Exactly as written, quote every line that follows, skipping the images.

» **SUPPLIED INFORMATION**
______________________________

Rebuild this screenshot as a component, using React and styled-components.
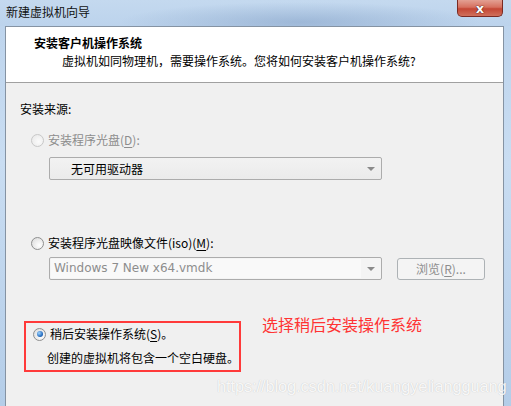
import React from 'react'
import styled, { createGlobalStyle } from 'styled-components'

const Global = createGlobalStyle`
    html, body {
        margin: 0;
        padding: 0;
        overflow: hidden;
    }
    body {
        font-family: "Noto Sans CJK SC", "DejaVu Sans", sans-serif;
        font-size: 12px;
        color: #000;
    }
`

const Frame = styled.div`
    width: 511px;
    height: 406px;
    display: flex;
    flex-direction: column;
    position: relative;
    background: linear-gradient(180deg, #bcd3ec 0%, #c9ddf2 40%, #b4cde8 100%);
    overflow: hidden;
`

const TitleBar = styled.div`
    height: 26px;
    display: flex;
    justify-content: space-between;
    align-items: flex-start;
    padding-left: 6px;
    background: radial-gradient(ellipse 180px 20px at 300px 22px, rgba(120,150,190,0.45), transparent),
        linear-gradient(180deg, #c4d9ef, #bcd3ec);
    span {
        line-height: 24px;
        color: #111;
        font-size: 12px;
    }
`

const CloseButton = styled.div`
    width: 46px;
    height: 17px;
    margin-right: 8px;
    box-sizing: border-box;
    border: 1px solid #7a2a23;
    border-top: none;
    border-radius: 0 0 5px 5px;
    background: linear-gradient(180deg, #e3a093 0%, #d6705f 45%, #c44634 55%, #d0705c 100%);
    display: flex;
    align-items: center;
    justify-content: center;
    color: #fff;
    font-family: "DejaVu Sans", sans-serif;
    font-weight: bold;
    font-size: 13px;
    text-shadow: 0 0 1px #3a0d08, 0 0 1px #3a0d08;
`

const Client = styled.div`
    flex: 1;
    margin: 0 7px 0 5px;
    border: 1px solid #8593a3;
    border-bottom: none;
    background: #f0f0f0;
    display: flex;
    flex-direction: column;
`

const Header = styled.div`
    height: 56px;
    background: #fff;
    border-bottom: 1px solid #a0a0a0;
    padding: 7px 0 0 28px;
    box-sizing: border-box;
    h1 {
        margin: 0;
        font-size: 12px;
        font-weight: bold;
        line-height: 18px;
    }
    p {
        margin: 0 0 0 28px;
        line-height: 18px;
    }
`

const Body = styled.div`
    padding: 17px 0 0 14px;
    display: flex;
    flex-direction: column;
`

const SectionLabel = styled.div`
    line-height: 18px;
`

const RadioRow = styled.div`
    display: flex;
    align-items: center;
    gap: 4px;
    margin-left: ${p => p.$indent ?? 11}px;
    margin-top: ${p => p.$top}px;
    line-height: 18px;
    color: ${p => (p.$disabled ? '#8d8d8d' : '#000')};
`

const Radio = styled.span`
    width: 11px;
    height: 11px;
    border-radius: 50%;
    border: 1px solid ${p => (p.$disabled ? '#c8c8c8' : '#8e8f8f')};
    background: ${p => (p.$disabled
        ? 'radial-gradient(circle at 60% 60%, #fbfbfb, #e6e6e6)'
        : 'radial-gradient(circle at 65% 65%, #ffffff, #d8d8d8)')};
    display: flex;
    align-items: center;
    justify-content: center;
    flex-shrink: 0;
    &::after {
        content: '';
        display: ${p => (p.$checked ? 'block' : 'none')};
        width: 6px;
        height: 6px;
        border-radius: 50%;
        background: radial-gradient(circle at 35% 35%, #9fd4ff, #1a62b8 70%, #0d3f80);
    }
`

const Key = styled.u`
    text-underline-offset: 2px;
`

const FieldRow = styled.div`
    display: flex;
    align-items: center;
    gap: 15px;
    margin: ${p => p.$top}px 0 0 29px;
`

const Combo = styled.div`
    width: 333px;
    height: 23px;
    box-sizing: border-box;
    border: 1px solid #acacac;
    border-radius: 2px;
    background: ${p => (p.$disabled ? '#f4f4f4' : 'linear-gradient(180deg, #f2f2f2, #ebebeb)')};
    display: flex;
    align-items: center;
    padding: ${p => (p.$disabled ? '0 0 0 1px' : '0 0 0 21px')};
    position: relative;
    color: ${p => (p.$disabled ? '#8d8d8d' : '#000')};
    font-family: ${p => (p.$disabled ? '"DejaVu Sans", "Noto Sans CJK SC", sans-serif' : 'inherit')};
    font-size: 12px;
`

const ComboText = styled.span`
    flex: 1;
    line-height: 19px;
    height: 19px;
    padding-left: 3px;
    background: ${p => (p.$field ? '#f9f9f9' : 'transparent')};
    margin-right: 20px;
`

const Arrow = styled.span`
    position: absolute;
    right: 6px;
    top: 9px;
    width: 0;
    height: 0;
    border-left: 4px solid transparent;
    border-right: 4px solid transparent;
    border-top: 4px solid #8a8a8a;
`

const Button = styled.div`
    width: 88px;
    height: 22px;
    box-sizing: border-box;
    border: 1px solid #adb2b5;
    border-radius: 3px;
    background: #f4f4f4;
    color: #8d8d8d;
    display: flex;
    align-items: center;
    justify-content: center;
`

const AnnotateRow = styled.div`
    display: flex;
    align-items: flex-start;
    margin-top: 41px;
    margin-left: 4px;
`

const HighlightBox = styled.div`
    width: 217px;
    height: 51px;
    box-sizing: border-box;
    border: 2px solid #ff3a3a;
    padding: 2px 0 0 7px;
    p {
        margin: 6px 0 0 14px;
        line-height: 18px;
    }
`

const Note = styled.div`
    margin: -7px 0 0 21px;
    color: #ff3333;
    font-size: 16px;
    line-height: 20px;
`

const Watermark = styled.div`
    position: absolute;
    left: 217px;
    top: 377px;
    white-space: nowrap;
    font-family: "Liberation Sans", Arial, sans-serif;
    font-size: 16.4px;
    color: rgba(255, 255, 255, 0.9);
    text-shadow: 0 0 1px rgba(0, 0, 0, 0.22);
    letter-spacing: -0.1px;
    pointer-events: none;
`

const App = () => {
    return (
        <Frame>
            <Global />
            <TitleBar>
                <span>新建虚拟机向导</span>
                <CloseButton>x</CloseButton>
            </TitleBar>
            <Client>
                <Header>
                    <h1>安装客户机操作系统</h1>
                    <p>虚拟机如同物理机，需要操作系统。您将如何安装客户机操作系统?</p>
                </Header>
                <Body>
                    <SectionLabel>安装来源:</SectionLabel>
                    <RadioRow $top={13} $disabled>
                        <Radio $disabled />
                        <span>安装程序光盘(<Key>D</Key>):</span>
                    </RadioRow>
                    <FieldRow $top={8}>
                        <Combo>
                            <span>无可用驱动器</span>
                            <Arrow />
                        </Combo>
                    </FieldRow>
                    <RadioRow $top={54}>
                        <Radio />
                        <span>安装程序光盘映像文件(iso)(<Key>M</Key>):</span>
                    </RadioRow>
                    <FieldRow $top={5}>
                        <Combo $disabled>
                            <ComboText $field>Windows 7 New x64.vmdk</ComboText>
                            <Arrow />
                        </Combo>
                        <Button>浏览(<Key>R</Key>)...</Button>
                    </FieldRow>
                    <AnnotateRow>
                        <HighlightBox>
                            <RadioRow $indent={0} $top={0}>
                                <Radio $checked />
                                <span>稍后安装操作系统(<Key>S</Key>)。</span>
                            </RadioRow>
                            <p>创建的虚拟机将包含一个空白硬盘。</p>
                        </HighlightBox>
                        <Note>选择稍后安装操作系统</Note>
                    </AnnotateRow>
                </Body>
            </Client>
            <Watermark>https://blog.csdn.net/kuangyeliangguang</Watermark>
        </Frame>
    )
}

export default App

______________________________

» **RESULT**
Rebuild this screenshot as a component, using React and styled-components.
import React from 'react'
import styled, { createGlobalStyle } from 'styled-components'

const Global = createGlobalStyle`
    html, body {
        margin: 0;
        padding: 0;
        overflow: hidden;
    }
    body {
        font-family: "Noto Sans CJK SC", "DejaVu Sans", sans-serif;
        font-size: 12px;
        color: #000;
    }
`

const Frame = styled.div`
    width: 511px;
    height: 406px;
    display: flex;
    flex-direction: column;
    position: relative;
    background: linear-gradient(180deg, #bcd3ec 0%, #c9ddf2 40%, #b4cde8 100%);
    overflow: hidden;
`

const TitleBar = styled.div`
    height: 26px;
    display: flex;
    justify-content: space-between;
    align-items: flex-start;
    padding-left: 6px;
    background: radial-gradient(ellipse 180px 20px at 300px 22px, rgba(120,150,190,0.45), transparent),
        linear-gradient(180deg, #c4d9ef, #bcd3ec);
    span {
        line-height: 24px;
        color: #111;
        font-size: 12px;
    }
`

const CloseButton = styled.div`
    width: 46px;
    height: 17px;
    margin-right: 8px;
    box-sizing: border-box;
    border: 1px solid #7a2a23;
    border-top: none;
    border-radius: 0 0 5px 5px;
    background: linear-gradient(180deg, #e3a093 0%, #d6705f 45%, #c44634 55%, #d0705c 100%);
    display: flex;
    align-items: center;
    justify-content: center;
    color: #fff;
    font-family: "DejaVu Sans", sans-serif;
    font-weight: bold;
    font-size: 13px;
    text-shadow: 0 0 1px #3a0d08, 0 0 1px #3a0d08;
`

const Client = styled.div`
    flex: 1;
    margin: 0 7px 0 5px;
    border: 1px solid #8593a3;
    border-bottom: none;
    background: #f0f0f0;
    display: flex;
    flex-direction: column;
`

const Header = styled.div`
    height: 56px;
    background: #fff;
    border-bottom: 1px solid #a0a0a0;
    padding: 7px 0 0 28px;
    box-sizing: border-box;
    h1 {
        margin: 0;
        font-size: 12px;
        font-weight: bold;
        line-height: 18px;
    }
    p {
        margin: 0 0 0 28px;
        line-height: 18px;
    }
`

const Body = styled.div`
    padding: 17px 0 0 14px;
    display: flex;
    flex-direction: column;
`

const SectionLabel = styled.div`
    line-height: 18px;
`

const RadioRow = styled.div`
    display: flex;
    align-items: center;
    gap: 4px;
    margin-left: ${p => p.$indent ?? 11}px;
    margin-top: ${p => p.$top}px;
    line-height: 18px;
    color: ${p => (p.$disabled ? '#8d8d8d' : '#000')};
`

const Radio = styled.span`
    width: 11px;
    height: 11px;
    border-radius: 50%;
    border: 1px solid ${p => (p.$disabled ? '#c8c8c8' : '#8e8f8f')};
    background: ${p => (p.$disabled
        ? 'radial-gradient(circle at 60% 60%, #fbfbfb, #e6e6e6)'
        : 'radial-gradient(circle at 65% 65%, #ffffff, #d8d8d8)')};
    display: flex;
    align-items: center;
    justify-content: center;
    flex-shrink: 0;
    &::after {
        content: '';
        display: ${p => (p.$checked ? 'block' : 'none')};
        width: 6px;
        height: 6px;
        border-radius: 50%;
        background: radial-gradient(circle at 35% 35%, #9fd4ff, #1a62b8 70%, #0d3f80);
    }
`

const Key = styled.u`
    text-underline-offset: 2px;
`

const FieldRow = styled.div`
    display: flex;
    align-items: center;
    gap: 15px;
    margin: ${p => p.$top}px 0 0 29px;
`

const Combo = styled.div`
    width: 333px;
    height: 23px;
    box-sizing: border-box;
    border: 1px solid #acacac;
    border-radius: 2px;
    background: ${p => (p.$disabled ? '#f4f4f4' : 'linear-gradient(180deg, #f2f2f2, #ebebeb)')};
    display: flex;
    align-items: center;
    padding: ${p => (p.$disabled ? '0 0 0 1px' : '0 0 0 21px')};
    position: relative;
    color: ${p => (p.$disabled ? '#8d8d8d' : '#000')};
    font-family: ${p => (p.$disabled ? '"DejaVu Sans", "Noto Sans CJK SC", sans-serif' : 'inherit')};
    font-size: 12px;
`

const ComboText = styled.span`
    flex: 1;
    line-height: 19px;
    height: 19px;
    padding-left: 3px;
    background: ${p => (p.$field ? '#f9f9f9' : 'transparent')};
    margin-right: 20px;
`

const Arrow = styled.span`
    position: absolute;
    right: 6px;
    top: 9px;
    width: 0;
    height: 0;
    border-left: 4px solid transparent;
    border-right: 4px solid transparent;
    border-top: 4px solid #8a8a8a;
`

const Button = styled.div`
    width: 88px;
    height: 22px;
    box-sizing: border-box;
    border: 1px solid #adb2b5;
    border-radius: 3px;
    background: #f4f4f4;
    color: #8d8d8d;
    display: flex;
    align-items: center;
    justify-content: center;
`

const AnnotateRow = styled.div`
    display: flex;
    align-items: flex-start;
    margin-top: 41px;
    margin-left: 4px;
`

const HighlightBox = styled.div`
    width: 217px;
    height: 51px;
    box-sizing: border-box;
    border: 2px solid #ff3a3a;
    padding: 2px 0 0 7px;
    p {
        margin: 6px 0 0 14px;
        line-height: 18px;
    }
`

const Note = styled.div`
    margin: -7px 0 0 21px;
    color: #ff3333;
    font-size: 16px;
    line-height: 20px;
`

const Watermark = styled.div`
    position: absolute;
    left: 217px;
    top: 377px;
    white-space: nowrap;
    font-family: "Liberation Sans", Arial, sans-serif;
    font-size: 16.4px;
    color: rgba(255, 255, 255, 0.9);
    text-shadow: 0 0 1px rgba(0, 0, 0, 0.22);
    letter-spacing: -0.1px;
    pointer-events: none;
`

const App = () => {
    return (
        <Frame>
            <Global />
            <TitleBar>
                <span>新建虚拟机向导</span>
                <CloseButton>x</CloseButton>
            </TitleBar>
            <Client>
                <Header>
                    <h1>安装客户机操作系统</h1>
                    <p>虚拟机如同物理机，需要操作系统。您将如何安装客户机操作系统?</p>
                </Header>
                <Body>
                    <SectionLabel>安装来源:</SectionLabel>
                    <RadioRow $top={13} $disabled>
                        <Radio $disabled />
                        <span>安装程序光盘(<Key>D</Key>):</span>
                    </RadioRow>
                    <FieldRow $top={8}>
                        <Combo>
                            <span>无可用驱动器</span>
                            <Arrow />
                        </Combo>
                    </FieldRow>
                    <RadioRow $top={54}>
                        <Radio />
                        <span>安装程序光盘映像文件(iso)(<Key>M</Key>):</span>
                    </RadioRow>
                    <FieldRow $top={5}>
                        <Combo $disabled>
                            <ComboText $field>Windows 7 New x64.vmdk</ComboText>
                            <Arrow />
                        </Combo>
                        <Button>浏览(<Key>R</Key>)...</Button>
                    </FieldRow>
                    <AnnotateRow>
                        <HighlightBox>
                            <RadioRow $indent={0} $top={0}>
                                <Radio $checked />
                                <span>稍后安装操作系统(<Key>S</Key>)。</span>
                            </RadioRow>
                            <p>创建的虚拟机将包含一个空白硬盘。</p>
                        </HighlightBox>
                        <Note>选择稍后安装操作系统</Note>
                    </AnnotateRow>
                </Body>
            </Client>
            <Watermark>https://blog.csdn.net/kuangyeliangguang</Watermark>
        </Frame>
    )
}

export default App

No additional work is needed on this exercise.